TextDistil from Lead Semantics is an end to end language processing pipeline, which takes text documents in ‘English’ as input and outputs triples with entities, properties, relations in the standard ‘RDF nquad’ format (nquad is the serialization format for knowledge triples or facts in RDF/XML format). This output can be readily ingested into standard RDF triple stores. TextDistil pipeline consists of modules that use CoreNLP for preprocessing and BERT and XLNet classifiers for named entity and relation classification and a custom module for entity linking.

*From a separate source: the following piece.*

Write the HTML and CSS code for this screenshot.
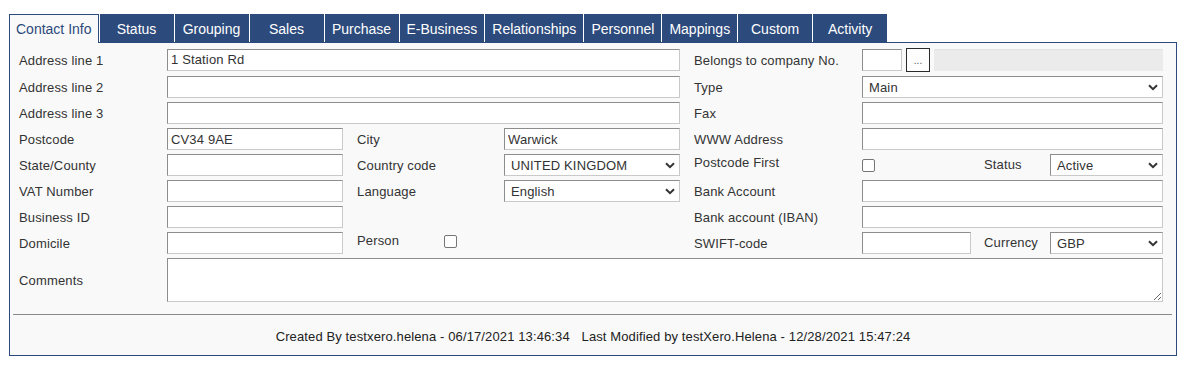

During the linking phase extracted entities and relations are mapped to RDF class instances and predicates (datatype and object properties) of the target knowledge graph.
In a test run, TextDistil processed 10,000 business news articles from the public “Reuters-21,578” corpus and output an ‘RDF-nquad’ file with 0.041 million (~41 k) triples about 955 PERSONs, 10392 ORGANIZATIONS, 1146 GEO_POLITICAL_ENTITIES, 17 ARTIFACTS+PRODUCTS, 4 EVENTS, 13 PREDICATES. (Caveat: In a typical enterprise situation, these triples would be subject to further validation procedures before promoting them to production knowledge graph!)

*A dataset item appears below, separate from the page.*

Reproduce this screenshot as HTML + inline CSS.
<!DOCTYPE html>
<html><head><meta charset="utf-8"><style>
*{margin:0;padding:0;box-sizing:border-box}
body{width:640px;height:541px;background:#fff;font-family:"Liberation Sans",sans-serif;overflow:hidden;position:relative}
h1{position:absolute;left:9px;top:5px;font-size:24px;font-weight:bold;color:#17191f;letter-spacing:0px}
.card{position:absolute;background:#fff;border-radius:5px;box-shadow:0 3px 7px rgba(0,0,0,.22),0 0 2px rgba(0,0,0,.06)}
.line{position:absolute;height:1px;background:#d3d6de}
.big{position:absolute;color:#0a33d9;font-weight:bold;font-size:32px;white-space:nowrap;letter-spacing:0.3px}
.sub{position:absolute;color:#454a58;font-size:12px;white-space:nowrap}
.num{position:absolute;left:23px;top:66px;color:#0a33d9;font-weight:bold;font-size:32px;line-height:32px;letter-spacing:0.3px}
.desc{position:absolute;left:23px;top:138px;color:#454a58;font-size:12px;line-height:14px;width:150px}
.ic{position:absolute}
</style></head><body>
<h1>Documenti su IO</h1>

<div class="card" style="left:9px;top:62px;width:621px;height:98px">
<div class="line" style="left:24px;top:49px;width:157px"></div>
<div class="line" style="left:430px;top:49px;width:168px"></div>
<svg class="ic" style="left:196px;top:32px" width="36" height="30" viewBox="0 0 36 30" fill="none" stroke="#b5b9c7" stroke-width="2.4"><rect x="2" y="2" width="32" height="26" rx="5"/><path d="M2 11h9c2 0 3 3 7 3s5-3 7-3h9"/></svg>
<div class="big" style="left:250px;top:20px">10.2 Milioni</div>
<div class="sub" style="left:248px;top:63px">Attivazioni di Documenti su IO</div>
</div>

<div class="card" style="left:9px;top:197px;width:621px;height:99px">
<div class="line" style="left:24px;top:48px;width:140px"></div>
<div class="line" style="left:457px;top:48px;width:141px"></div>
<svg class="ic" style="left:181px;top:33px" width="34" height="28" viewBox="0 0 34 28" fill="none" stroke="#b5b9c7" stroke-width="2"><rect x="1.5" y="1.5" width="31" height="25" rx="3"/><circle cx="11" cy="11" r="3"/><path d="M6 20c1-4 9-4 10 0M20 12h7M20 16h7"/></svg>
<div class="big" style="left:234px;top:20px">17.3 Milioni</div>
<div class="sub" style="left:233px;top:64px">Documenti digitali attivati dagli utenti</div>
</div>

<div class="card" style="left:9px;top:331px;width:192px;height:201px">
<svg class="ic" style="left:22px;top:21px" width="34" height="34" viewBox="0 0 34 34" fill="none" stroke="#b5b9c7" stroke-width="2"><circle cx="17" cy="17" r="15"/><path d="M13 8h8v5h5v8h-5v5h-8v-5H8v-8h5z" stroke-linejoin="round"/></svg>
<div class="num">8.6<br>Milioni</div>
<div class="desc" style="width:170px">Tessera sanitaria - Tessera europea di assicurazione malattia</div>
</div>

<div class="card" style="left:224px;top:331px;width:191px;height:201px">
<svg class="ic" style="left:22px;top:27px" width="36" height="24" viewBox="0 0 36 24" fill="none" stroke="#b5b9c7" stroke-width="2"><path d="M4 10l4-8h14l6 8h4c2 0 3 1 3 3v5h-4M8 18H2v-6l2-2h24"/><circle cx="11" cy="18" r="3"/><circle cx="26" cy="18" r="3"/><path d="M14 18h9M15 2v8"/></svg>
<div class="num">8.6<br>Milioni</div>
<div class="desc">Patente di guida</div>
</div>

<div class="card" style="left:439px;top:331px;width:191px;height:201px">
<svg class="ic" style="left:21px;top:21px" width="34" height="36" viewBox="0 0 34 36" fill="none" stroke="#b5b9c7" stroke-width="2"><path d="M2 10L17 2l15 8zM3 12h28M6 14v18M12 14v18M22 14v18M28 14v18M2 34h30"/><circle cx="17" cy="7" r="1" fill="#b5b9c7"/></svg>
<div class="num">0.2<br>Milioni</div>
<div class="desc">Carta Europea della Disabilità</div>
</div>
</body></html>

Below is a screenshot of the verification tool called ‘FactCheck’, which shows text articles processed through the pipeline along with its output in an interactive RDF graph. FactCheck highlights the corresponding sentence from the text document(s) when a triple in the graph is selected, helping to verify if the triple is valid.
Key observations of the test are:
- Large number of (~ 0.19 million) candidate triples whose predicted relations did not match during the linking were discarded! There is potential for correct triples in this pile, but pipeline may need to be modified
- FactCheck has proven to be invaluable in debugging the pipeline. At the time of this writing we had completed visual verification of 15 documents (~ 250 sentences)

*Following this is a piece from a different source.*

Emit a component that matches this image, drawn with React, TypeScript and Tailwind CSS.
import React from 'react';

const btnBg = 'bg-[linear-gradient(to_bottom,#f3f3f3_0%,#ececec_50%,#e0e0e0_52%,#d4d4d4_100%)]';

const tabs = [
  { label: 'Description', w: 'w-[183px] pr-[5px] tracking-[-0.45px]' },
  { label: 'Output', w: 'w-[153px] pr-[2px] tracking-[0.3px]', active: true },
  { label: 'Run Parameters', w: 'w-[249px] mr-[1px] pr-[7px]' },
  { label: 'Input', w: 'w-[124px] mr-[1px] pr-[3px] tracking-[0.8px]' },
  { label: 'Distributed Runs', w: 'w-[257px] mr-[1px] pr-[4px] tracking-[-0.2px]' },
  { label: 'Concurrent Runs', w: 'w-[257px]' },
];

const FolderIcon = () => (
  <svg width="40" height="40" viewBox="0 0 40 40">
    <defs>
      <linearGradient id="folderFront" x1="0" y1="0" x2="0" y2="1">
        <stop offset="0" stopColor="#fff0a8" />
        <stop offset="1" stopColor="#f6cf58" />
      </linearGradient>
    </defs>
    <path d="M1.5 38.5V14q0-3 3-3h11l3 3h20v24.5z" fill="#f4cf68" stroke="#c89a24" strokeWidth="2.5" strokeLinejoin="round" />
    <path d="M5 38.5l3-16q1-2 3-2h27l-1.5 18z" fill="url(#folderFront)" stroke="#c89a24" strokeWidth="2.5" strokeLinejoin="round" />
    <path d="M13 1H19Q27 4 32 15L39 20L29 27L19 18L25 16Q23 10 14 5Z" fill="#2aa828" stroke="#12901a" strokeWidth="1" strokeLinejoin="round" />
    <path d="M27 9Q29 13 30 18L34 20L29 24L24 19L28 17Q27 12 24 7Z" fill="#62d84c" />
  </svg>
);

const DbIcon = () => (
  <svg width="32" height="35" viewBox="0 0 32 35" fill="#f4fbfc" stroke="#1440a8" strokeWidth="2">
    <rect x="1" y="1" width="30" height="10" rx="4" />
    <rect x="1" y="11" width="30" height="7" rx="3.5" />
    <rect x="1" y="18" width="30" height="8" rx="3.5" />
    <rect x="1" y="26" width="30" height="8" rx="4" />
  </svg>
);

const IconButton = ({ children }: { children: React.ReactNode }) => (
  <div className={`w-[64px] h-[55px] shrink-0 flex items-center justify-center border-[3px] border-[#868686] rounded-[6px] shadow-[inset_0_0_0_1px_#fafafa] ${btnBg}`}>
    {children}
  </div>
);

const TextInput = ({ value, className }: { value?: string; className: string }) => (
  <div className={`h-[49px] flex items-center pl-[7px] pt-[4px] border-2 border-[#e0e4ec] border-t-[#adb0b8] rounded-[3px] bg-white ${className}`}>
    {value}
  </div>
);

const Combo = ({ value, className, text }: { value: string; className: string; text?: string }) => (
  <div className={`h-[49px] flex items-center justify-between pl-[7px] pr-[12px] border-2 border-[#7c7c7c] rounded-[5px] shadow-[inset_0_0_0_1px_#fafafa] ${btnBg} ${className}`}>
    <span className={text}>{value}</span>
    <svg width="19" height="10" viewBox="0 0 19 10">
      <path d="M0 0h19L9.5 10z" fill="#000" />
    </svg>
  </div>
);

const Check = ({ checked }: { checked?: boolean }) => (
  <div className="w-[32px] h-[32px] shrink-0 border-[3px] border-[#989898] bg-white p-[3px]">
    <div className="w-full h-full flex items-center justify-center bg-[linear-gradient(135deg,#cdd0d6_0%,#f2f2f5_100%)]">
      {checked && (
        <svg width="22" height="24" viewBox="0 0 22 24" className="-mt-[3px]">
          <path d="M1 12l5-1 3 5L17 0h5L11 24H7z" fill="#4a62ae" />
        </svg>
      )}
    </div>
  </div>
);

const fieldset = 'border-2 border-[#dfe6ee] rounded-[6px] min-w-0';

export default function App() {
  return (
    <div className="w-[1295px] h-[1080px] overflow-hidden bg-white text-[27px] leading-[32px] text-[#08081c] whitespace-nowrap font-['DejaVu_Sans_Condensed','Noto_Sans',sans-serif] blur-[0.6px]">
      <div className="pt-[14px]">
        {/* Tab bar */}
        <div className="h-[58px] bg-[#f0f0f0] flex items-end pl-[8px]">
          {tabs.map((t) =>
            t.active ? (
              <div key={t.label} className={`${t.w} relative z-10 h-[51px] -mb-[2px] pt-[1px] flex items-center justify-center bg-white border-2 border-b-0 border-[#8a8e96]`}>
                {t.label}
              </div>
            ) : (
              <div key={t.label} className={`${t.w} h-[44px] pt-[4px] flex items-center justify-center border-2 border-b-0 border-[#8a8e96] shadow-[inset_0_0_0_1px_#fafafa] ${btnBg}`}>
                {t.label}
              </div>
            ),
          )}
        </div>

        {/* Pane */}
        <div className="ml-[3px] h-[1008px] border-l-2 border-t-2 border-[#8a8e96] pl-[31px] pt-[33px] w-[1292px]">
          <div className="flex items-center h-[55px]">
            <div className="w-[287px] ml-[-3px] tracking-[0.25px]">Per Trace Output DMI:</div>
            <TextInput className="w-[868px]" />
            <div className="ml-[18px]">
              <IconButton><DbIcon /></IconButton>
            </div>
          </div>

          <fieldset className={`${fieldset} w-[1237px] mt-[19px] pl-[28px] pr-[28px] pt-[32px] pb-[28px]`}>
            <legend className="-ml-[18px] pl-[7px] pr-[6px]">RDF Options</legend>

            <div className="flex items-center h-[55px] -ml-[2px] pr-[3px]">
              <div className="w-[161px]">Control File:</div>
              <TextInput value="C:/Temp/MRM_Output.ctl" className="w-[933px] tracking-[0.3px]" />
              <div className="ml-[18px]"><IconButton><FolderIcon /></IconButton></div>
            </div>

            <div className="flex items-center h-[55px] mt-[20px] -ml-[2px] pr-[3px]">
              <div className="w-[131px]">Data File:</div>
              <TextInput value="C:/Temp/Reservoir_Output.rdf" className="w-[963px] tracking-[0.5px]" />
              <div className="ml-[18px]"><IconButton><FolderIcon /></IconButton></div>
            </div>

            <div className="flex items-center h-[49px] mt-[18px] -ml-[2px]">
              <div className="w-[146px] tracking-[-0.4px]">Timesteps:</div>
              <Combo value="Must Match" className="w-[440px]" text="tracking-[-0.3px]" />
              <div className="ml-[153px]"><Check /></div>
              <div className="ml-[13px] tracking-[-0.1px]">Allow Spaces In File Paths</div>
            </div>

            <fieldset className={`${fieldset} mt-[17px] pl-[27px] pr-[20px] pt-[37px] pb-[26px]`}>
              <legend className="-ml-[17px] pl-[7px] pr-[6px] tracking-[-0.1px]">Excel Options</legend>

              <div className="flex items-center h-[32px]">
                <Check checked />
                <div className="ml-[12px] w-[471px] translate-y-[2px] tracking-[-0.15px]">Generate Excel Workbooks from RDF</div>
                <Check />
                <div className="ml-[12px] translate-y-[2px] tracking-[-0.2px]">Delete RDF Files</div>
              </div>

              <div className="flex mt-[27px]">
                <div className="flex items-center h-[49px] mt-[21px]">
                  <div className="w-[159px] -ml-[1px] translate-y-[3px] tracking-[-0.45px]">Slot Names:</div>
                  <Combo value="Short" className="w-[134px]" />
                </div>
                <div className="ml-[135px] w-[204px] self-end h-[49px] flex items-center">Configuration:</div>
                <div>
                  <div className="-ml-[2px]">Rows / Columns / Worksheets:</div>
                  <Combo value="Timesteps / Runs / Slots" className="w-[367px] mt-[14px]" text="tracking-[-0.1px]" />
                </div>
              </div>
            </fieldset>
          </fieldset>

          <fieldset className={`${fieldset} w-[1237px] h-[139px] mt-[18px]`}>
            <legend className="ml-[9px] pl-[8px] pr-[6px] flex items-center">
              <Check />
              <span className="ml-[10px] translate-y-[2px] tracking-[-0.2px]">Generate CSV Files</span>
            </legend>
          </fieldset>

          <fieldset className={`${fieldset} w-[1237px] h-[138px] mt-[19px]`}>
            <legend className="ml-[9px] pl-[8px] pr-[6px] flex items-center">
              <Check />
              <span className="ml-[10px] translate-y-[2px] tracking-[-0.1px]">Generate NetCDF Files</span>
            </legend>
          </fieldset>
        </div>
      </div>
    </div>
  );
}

- Output ‘RDF-nquad’ file with 41,437 triples was loaded into instances of target Knowledge Graph in three different vendor Triple stores — Amazon Neptune, Franz, Inc Allegro Graph and Cambridge Semantics AnzoGraph. Differences between RDF and RDF* were considered and each needed its own ‘Ontology’ (simple ontology but slightly different from the others)
- End to end automated knowledge extraction pipelines with neural language models are practical for use in production environments!
Conclusion
Industry experts highlight the value of harvesting the text assets that accumulate in the enterprise. Natural language is messy and it is nearly impossible to get high levels of accurate extractions of the knowledge.
Prevailing language processing solutions are incomplete for wider deployments. Recent neural language models like the ‘Transformers’ enable improved and more automated ‘knowledge’ extraction pipelines like TextDistil. Visual tools like FactCheck are invaluable for debugging end to end language processing pipelines.
Knowledge Graphs based on Semantic Technology are better suited for Enterprise Knowledge Management which is critical to organizations. Mature W3c standards based semantic triple stores have been in production use for a number of years, which are well suited for Enterprise Knowledge Graphs.
In summary, end to end language processing pipelines with the latest neural models like TextDistil, are practical and work well as automatic knowledge feeds from unstructured sources into the Enterprise Knowledge Graph(s).